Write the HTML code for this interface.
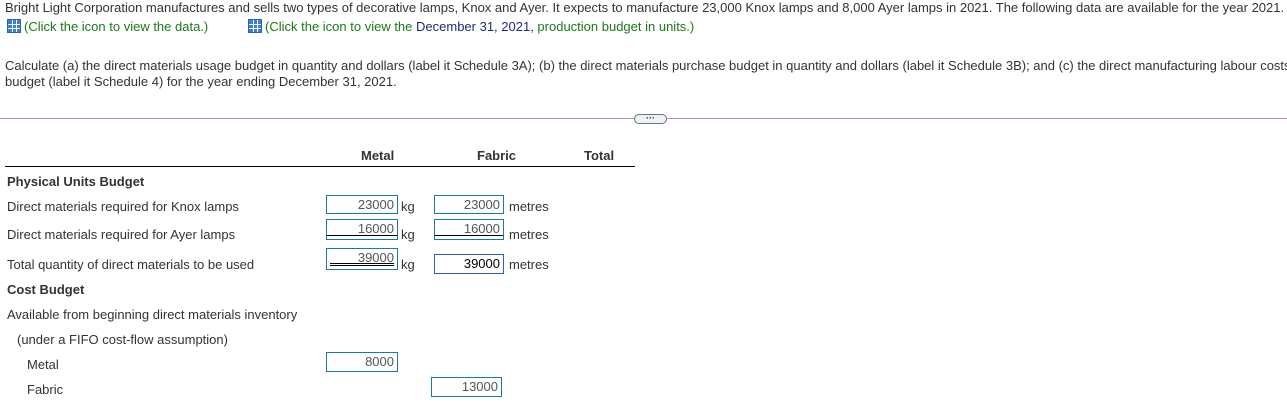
<!DOCTYPE html>
<html><head><style>
body{margin:0;width:1287px;height:405px;background:#fff;font-family:"Liberation Sans",Arial,sans-serif;font-size:13px;color:#333;position:relative;overflow:hidden}
.a{position:absolute;white-space:nowrap}
.g{color:#1a7a1a}
.n{color:#1f2b7a}
.ic{display:inline-block;width:14px;height:14px;vertical-align:-2px;margin-right:3px;background:
linear-gradient(#fff,#fff) 4px 0/1px 14px no-repeat,linear-gradient(#fff,#fff) 8px 0/1px 14px no-repeat,
linear-gradient(#fff,#fff) 0 4px/14px 1px no-repeat,linear-gradient(#fff,#fff) 0 8px/14px 1px no-repeat,#3a7fd0;border:1px solid #2a66b0;box-sizing:border-box}
.b{position:absolute;border:1px solid #1a7a9a;height:19px;box-sizing:border-box;text-align:right;padding-right:3px;font-size:13px;line-height:17px;color:#555}
.u1{box-shadow:inset 0 -3px 0 #fff,inset 0 -4px 0 #000}
.u2{background:linear-gradient(#000,#000) 3px 14px/calc(100% - 6px) 1px no-repeat,linear-gradient(#000,#000) 3px 16px/calc(100% - 6px) 1px no-repeat}
.h{font-weight:bold}
</style></head><body>
<div class="a" style="left:5px;top:0px">Bright Light Corporation manufactures and sells two types of decorative lamps, Knox and Ayer. It expects to manufacture 23,000 Knox lamps and 8,000 Ayer lamps in 2021. The following data are available for the year 2021.</div>
<div class="a g" style="left:7px;top:19px"><span class="ic"></span>(Click the icon to view the data.)</div>
<div class="a g" style="left:248px;top:19px"><span class="ic"></span>(Click the icon to view the <span class="n">December 31, 2021,</span> production budget in units.)</div>
<div class="a" style="left:5px;top:58px">Calculate (a) the direct materials usage budget in quantity and dollars (label it Schedule 3A); (b) the direct materials purchase budget in quantity and dollars (label it Schedule 3B); and (c) the direct manufacturing labour costs</div>
<div class="a" style="left:5px;top:74px">budget (label it Schedule 4) for the year ending December 31, 2021.</div>
<div class="a" style="left:0;top:118px;width:1287px;height:1px;background:#b8909e"></div>
<div class="a" style="left:634px;top:114px;width:31px;height:8px;border:1px solid #6a7480;border-radius:5px;background:#eef1f5;font-size:9px;line-height:6px;text-align:center;color:#333;font-weight:bold">···</div>
<div class="a h" style="left:361px;top:148px">Metal</div>
<div class="a h" style="left:477px;top:148px">Fabric</div>
<div class="a h" style="left:584px;top:148px">Total</div>
<div class="a" style="left:5px;top:166px;width:630px;height:1px;background:#000"></div>
<div class="a h" style="left:7px;top:174px">Physical Units Budget</div>
<div class="a" style="left:7px;top:199px">Direct materials required for Knox lamps</div>
<div class="a" style="left:7px;top:227px">Direct materials required for Ayer lamps</div>
<div class="a" style="left:7px;top:257px">Total quantity of direct materials to be used</div>
<div class="a h" style="left:7px;top:282px">Cost Budget</div>
<div class="a" style="left:7px;top:307px">Available from beginning direct materials inventory</div>
<div class="a" style="left:17px;top:332px">(under a FIFO cost-flow assumption)</div>
<div class="a" style="left:27px;top:357px">Metal</div>
<div class="a" style="left:27px;top:382px">Fabric</div>
<div class="b" style="left:326px;top:195px;width:72px">23000</div><div class="a" style="left:401px;top:199px">kg</div>
<div class="b" style="left:434px;top:195px;width:70px">23000</div><div class="a" style="left:509px;top:199px">metres</div>
<div class="b u1" style="left:326px;top:219px;width:72px;height:21px">16000</div><div class="a" style="left:401px;top:227px">kg</div>
<div class="b u1" style="left:434px;top:219px;width:70px;height:21px">16000</div><div class="a" style="left:509px;top:227px">metres</div>
<div class="b u2" style="left:326px;top:248px;width:72px;height:22px">39000</div><div class="a" style="left:401px;top:257px">kg</div>
<div class="b" style="left:434px;top:254px;width:70px;height:20px;border-color:#2a5fc8;color:#000">39000</div><div class="a" style="left:509px;top:257px">metres</div>
<div class="b" style="left:326px;top:352px;width:72px;height:20px">8000</div>
<div class="b" style="left:431px;top:377px;width:71px;height:20px">13000</div>
</body></html>
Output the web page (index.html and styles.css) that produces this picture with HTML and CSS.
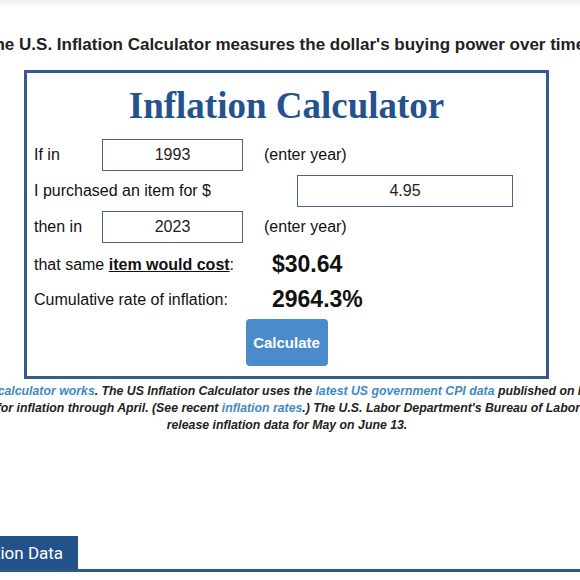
FILE: index.html
```html
<!DOCTYPE html>
<html lang="en">
<head>
<meta charset="utf-8">
<title>Inflation Calculator</title>
<link rel="stylesheet" href="styles.css">
</head>
<body>
<div class="topshade"></div>
<main class="page">
  <div class="wide">
    <p class="intro">The U.S. Inflation Calculator measures the dollar's buying power over time.</p>
  </div>
  <section class="calc">
    <h1 class="calc-title">Inflation Calculator</h1>
    <div class="row">
      <span class="label label-year">If in</span>
      <span class="field field-year">1993</span>
      <span class="hint">(enter year)</span>
    </div>
    <div class="row">
      <span class="label label-amount">I purchased an item for $</span>
      <span class="field field-amount">4.95</span>
    </div>
    <div class="row">
      <span class="label label-year">then in</span>
      <span class="field field-year">2023</span>
      <span class="hint">(enter year)</span>
    </div>
    <div class="row result-row">
      <span class="label label-result">that same <a class="strong-link">item would cost</a>:</span>
      <span class="result">$30.64</span>
    </div>
    <div class="row result-row">
      <span class="label label-result">Cumulative rate of inflation:</span>
      <span class="result">2964.3%</span>
    </div>
    <div class="actions">
      <button class="btn" type="button">Calculate</button>
    </div>
  </section>
  <div class="wide">
    <p class="note">
      <span class="line line-first">Read how our <a class="link">calculator works</a>. The US Inflation Calculator uses the <a class="link">latest US government CPI data</a> published on May 10, 2023</span>
      <span class="line line-second">for inflation through April. (See recent <a class="link">inflation rates</a>.) The U.S. Labor Department's Bureau of Labor Statistics will</span>
      <span class="line">release inflation data for May on June 13.</span>
    </p>
  </div>
  <nav class="tabs">
    <span class="tab">Inflation Data</span>
  </nav>
</main>
</body>
</html>
```
FILE: styles.css
```css
html, body {
  margin: 0;
  padding: 0;
  background: #ffffff;
}
body {
  width: 580px;
  height: 580px;
  overflow: hidden;
  font-family: "Liberation Sans", Arial, sans-serif;
  color: #111;
}
.topshade {
  height: 8px;
  background: linear-gradient(#efefef, #ffffff);
}
.page {
  display: flex;
  flex-direction: column;
}
.wide {
  width: 900px;
  margin-left: -163px;
  text-align: center;
}
.intro {
  margin: 27px 0 0;
  font-size: 17px;
  line-height: 20px;
  font-weight: bold;
  color: #222;
  white-space: nowrap;
}
.calc {
  box-sizing: border-box;
  width: 525px;
  margin: 15px 0 0 24px;
  border: 3px solid #375a8c;
  padding: 11px 0 10px 7px;
}
.calc-title {
  margin: 0 0 11px;
  font-family: "Liberation Serif", "Times New Roman", serif;
  font-size: 37px;
  line-height: 44px;
  font-weight: bold;
  color: #23528f;
  text-align: center;
  padding-right: 7px;
}
.row {
  display: flex;
  align-items: center;
  height: 32px;
  margin-bottom: 4px;
  font-size: 16px;
}
.label {
  flex: none;
}
.label-year { width: 68px; }
.label-amount { width: 263px; }
.label-result { width: 238px; }
.field {
  box-sizing: border-box;
  height: 32px;
  border: 1px solid #4f6584;
  display: flex;
  align-items: center;
  justify-content: center;
  color: #222;
}
.field-year { width: 141px; }
.field-amount { width: 216px; }
.hint {
  margin-left: 21px;
}
.result-row {
  height: 35px;
  margin-bottom: 0;
}
.result {
  font-size: 23px;
  font-weight: bold;
  color: #111;
}
.strong-link {
  font-weight: bold;
  text-decoration: underline;
  color: #111;
}
.actions {
  display: flex;
  justify-content: center;
  margin-top: 2px;
  padding-right: 7px;
}
.btn {
  width: 82px;
  height: 47px;
  border: none;
  border-radius: 4px;
  background: #4a8bcb;
  color: #fff;
  font-family: "Liberation Sans", Arial, sans-serif;
  font-weight: bold;
  font-size: 15px;
  padding: 0;
}
.note {
  margin: 4px 0 0;
  font-size: 12.3px;
  line-height: 17px;
  font-weight: bold;
  font-style: italic;
  color: #222;
}
.line {
  display: block;
  white-space: nowrap;
}
.line-first {
  padding-right: 8px;
}
.line-second {
  padding-left: 84px;
}
.link {
  color: #3f8ac2;
}
.tabs {
  margin-top: 102px;
  border-bottom: 3px solid #2a5a80;
  display: flex;
}
.tab {
  margin-left: -50px;
  padding: 0 15px 0 12px;
  height: 33px;
  display: flex;
  align-items: center;
  background: #225289;
  color: #fff;
  font-family: Roboto, "Liberation Sans", sans-serif;
  font-size: 17px;
}
```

▸ **Written task**
Scan the material for lines with the word "styles", and copy each line you find.

▸ **Exercise output**
Output the web page (index.html and styles.css) that produces this picture with HTML and CSS.
<link rel="stylesheet" href="styles.css">
FILE: styles.css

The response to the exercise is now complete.